Baca juga: Selain Patung, Ini yang Bisa Dinikmati Wisatawan di GWK Bali
Satu tahun terakhir (September 2024-2025) Tirtayasa harus menggunakan lahan kosong milik orang lain untuk keluar dan masuk rumahnya.
Dirinya mengaku sangat terpukul dan merasa tidak tenang karena tidak mungkin selamanya menggunakan lahan kosong orang lain untuk beraktivitas keluar masuk rumah.
Ia mengatakan, saat awal pembangunan, investor akan memperhatikan warga sekitar kawasan untuk dapat berkembang.

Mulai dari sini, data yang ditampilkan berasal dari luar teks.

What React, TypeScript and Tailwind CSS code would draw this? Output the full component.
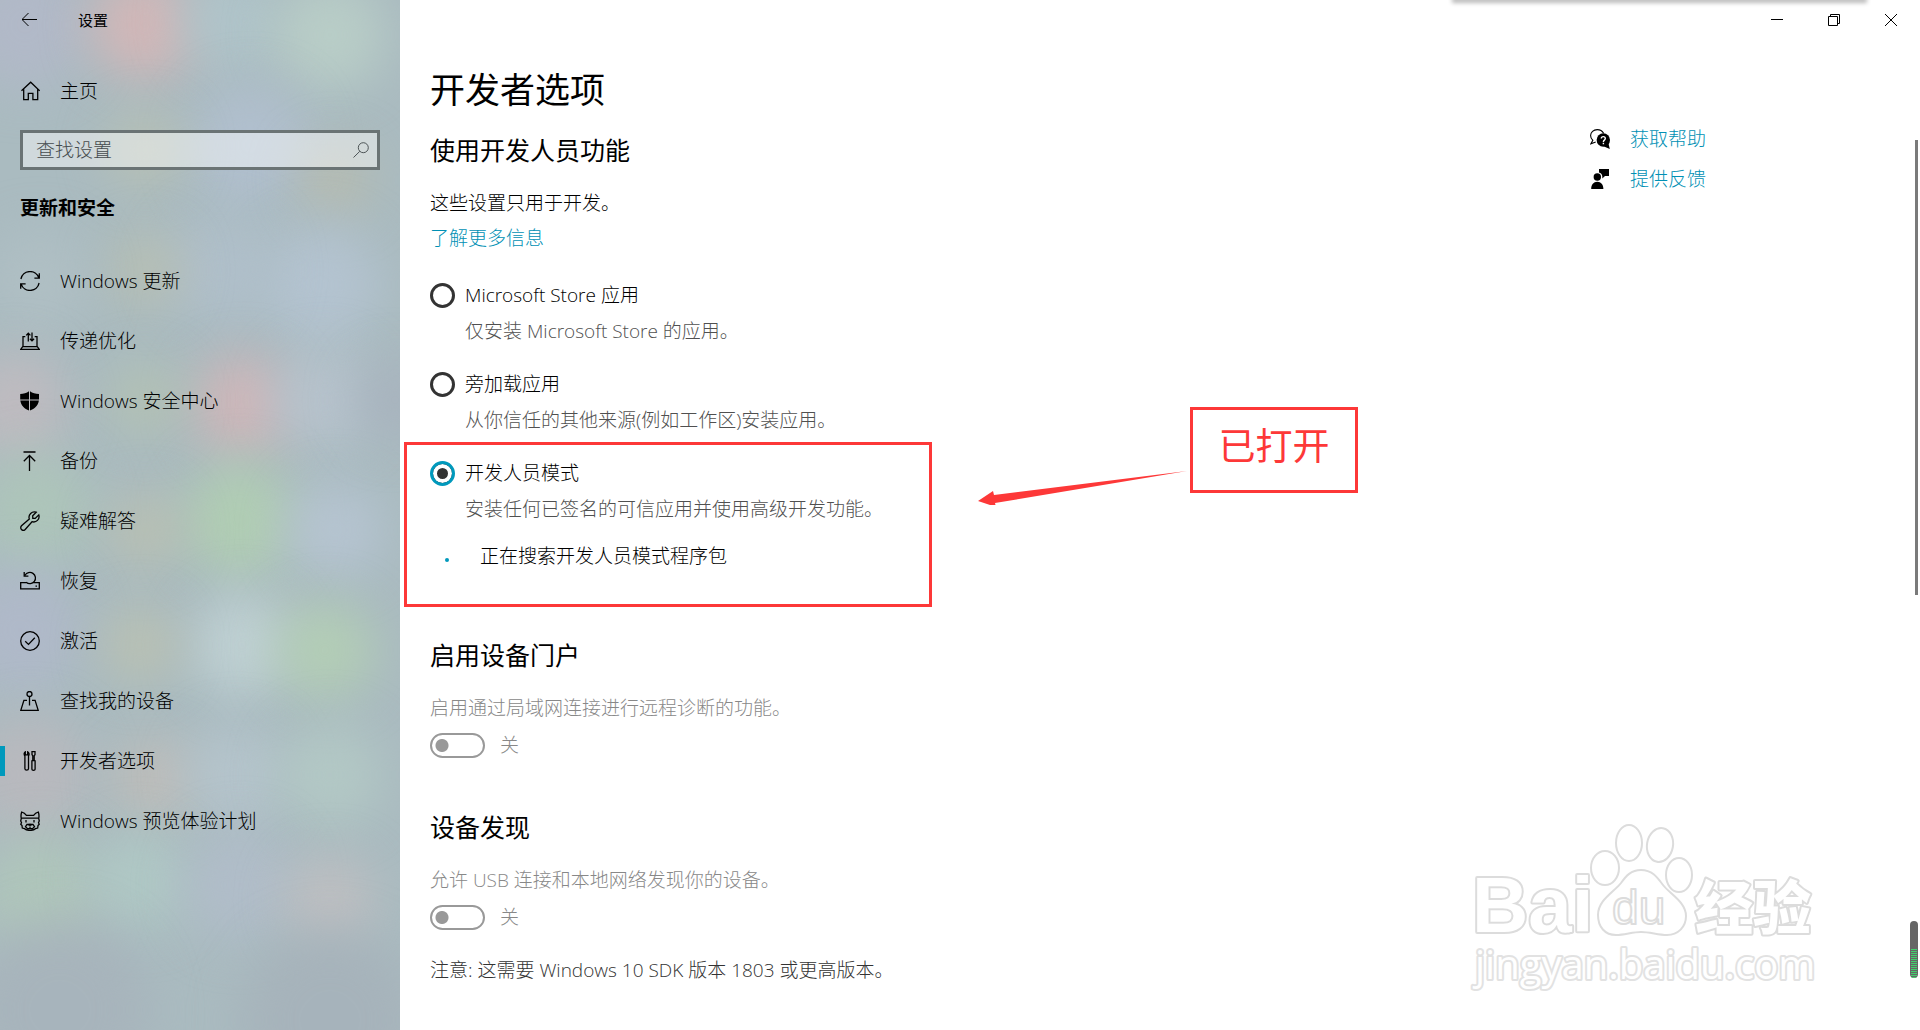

"Jadi kalau seperti ini, jangankan kita bisa meningkatkan taraf hidup perekonomian. Bagaimana kita bisa mengembangkan ekonomi kita, bagaimana kita bisa berusaha?" ucap dia.
Pihaknya bersama warga lainnya pernah meminta langsung kepada manajemen GWK untuk membuka akses jalan itu. Pihak GWK menyebut akan mengoordinasikan perihal itu.
Namun, selama kurang lebih satu tahun berjalan, tidak ada upaya pembongkaran, hingga akhirnya mereka mengadu ke DPRD Provinsi Bali. Saat itu, mereka didampingi Bendesa Adat Ungasan, I Wayan Disel Astawa yang juga Wakil Ketua DPRD Bali.
Seorang nenek yang berjalan dalam himpitan tembok pembatas GWK di Bali.